November 6, 2012 - Tuesday of the Thirty-first Week in Ordinary Time

Philippians 2:5-11
Psalm 22:26-32
Luke 14:15-24


There is a story I know from a book that many of you read in school. The book is about hunting raccoons. The story says that if you want to trap a raccoon, all you need is something shiny. You put this shiny object in a place with a very small opening. The raccoon will reach in and grab it, but because its fist is now full, it cannot pull its paw back. It could just let go of the object and go away, but it will not do this. It will never let go. You will find it the next morning, still holding on. While I cannot personally verify this method of trapping raccoons to be effective, I have seen the principle in action, not with raccoons but people. Every last one of us is holding on to something that is preventing us from being really happy. What we need to learn is kenosis. This beautiful poem from Philippians is showing the concept of kenosis. Kenosis means “emptiness” in Greek, and St. Paul is telling us about how Christ emptied himself. What does that mean? It means to not grasp onto anything.
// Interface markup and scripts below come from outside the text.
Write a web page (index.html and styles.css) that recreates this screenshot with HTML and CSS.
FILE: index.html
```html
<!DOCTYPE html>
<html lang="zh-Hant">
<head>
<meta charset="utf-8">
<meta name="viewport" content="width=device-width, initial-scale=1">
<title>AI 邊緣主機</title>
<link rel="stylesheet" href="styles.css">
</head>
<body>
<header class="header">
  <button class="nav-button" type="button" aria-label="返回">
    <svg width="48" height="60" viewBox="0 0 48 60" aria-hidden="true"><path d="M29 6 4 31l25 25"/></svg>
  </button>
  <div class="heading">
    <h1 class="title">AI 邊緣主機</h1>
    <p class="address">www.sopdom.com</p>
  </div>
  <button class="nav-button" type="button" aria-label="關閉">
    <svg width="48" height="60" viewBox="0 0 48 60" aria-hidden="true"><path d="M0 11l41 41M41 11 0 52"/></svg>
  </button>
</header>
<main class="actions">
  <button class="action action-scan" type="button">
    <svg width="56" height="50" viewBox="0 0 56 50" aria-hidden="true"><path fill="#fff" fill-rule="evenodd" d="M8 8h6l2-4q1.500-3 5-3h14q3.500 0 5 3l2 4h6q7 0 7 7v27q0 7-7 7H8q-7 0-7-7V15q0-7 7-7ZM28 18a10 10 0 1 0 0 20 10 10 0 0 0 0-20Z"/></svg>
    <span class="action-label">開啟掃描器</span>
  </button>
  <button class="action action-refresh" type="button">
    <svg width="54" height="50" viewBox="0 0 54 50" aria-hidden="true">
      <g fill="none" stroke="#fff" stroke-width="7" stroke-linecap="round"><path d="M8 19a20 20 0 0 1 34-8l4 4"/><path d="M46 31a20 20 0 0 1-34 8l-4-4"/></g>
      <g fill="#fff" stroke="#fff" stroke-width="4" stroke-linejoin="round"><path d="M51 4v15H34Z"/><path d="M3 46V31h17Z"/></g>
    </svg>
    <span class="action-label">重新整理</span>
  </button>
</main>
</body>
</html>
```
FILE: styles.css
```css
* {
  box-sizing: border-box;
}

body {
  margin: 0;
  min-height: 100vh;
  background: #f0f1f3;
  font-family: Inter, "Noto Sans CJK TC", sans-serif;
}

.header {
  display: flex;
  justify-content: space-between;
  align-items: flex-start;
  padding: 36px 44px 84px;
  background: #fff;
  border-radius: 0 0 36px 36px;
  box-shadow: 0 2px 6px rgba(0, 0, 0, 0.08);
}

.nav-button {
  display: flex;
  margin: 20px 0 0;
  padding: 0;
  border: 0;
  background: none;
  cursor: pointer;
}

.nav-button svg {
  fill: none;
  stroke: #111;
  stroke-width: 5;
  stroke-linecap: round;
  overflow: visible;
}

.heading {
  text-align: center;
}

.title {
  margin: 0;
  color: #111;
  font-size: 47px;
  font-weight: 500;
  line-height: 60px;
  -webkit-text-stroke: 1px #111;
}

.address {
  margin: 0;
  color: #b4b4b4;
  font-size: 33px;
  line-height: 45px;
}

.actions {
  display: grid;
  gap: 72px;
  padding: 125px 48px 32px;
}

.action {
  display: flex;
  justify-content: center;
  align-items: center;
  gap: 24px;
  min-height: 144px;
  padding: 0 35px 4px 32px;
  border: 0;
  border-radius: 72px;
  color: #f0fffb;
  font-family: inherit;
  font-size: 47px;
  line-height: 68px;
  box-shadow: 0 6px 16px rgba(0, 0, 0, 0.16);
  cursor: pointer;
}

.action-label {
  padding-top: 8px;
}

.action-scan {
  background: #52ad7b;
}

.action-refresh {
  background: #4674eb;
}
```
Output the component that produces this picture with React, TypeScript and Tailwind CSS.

Kenosis does not mean losing everything. It means losing everything except those things that no one can take away. Consider Christ’s journey of kenosis. He is God, but he came down to earth. He went from being all-powerful and perfectly happy, to being poor and suffering the difficulties of this world. When all his disciples left him, he let them go. When his enemies tried to kill him, he did not stop them. He never grasped at anything. No one could ever threaten Jesus Christ because he is God, and nothing anyone ever did to him could change that fact. He did not need to hold on tightly to his equality with the Father because he had complete confidence that this could never be taken away from him.

Perhaps you will think, “Kenosis is all well and good for Jesus, since he was God and nothing could ever change that, but for me, what do I have that I can depend on no matter what?” The same thing: not that we are God but that there is a God, who loves us, who has promised us good things. They might take our money, our safety, our health, even our life, but no one, no matter what, can take God away from us.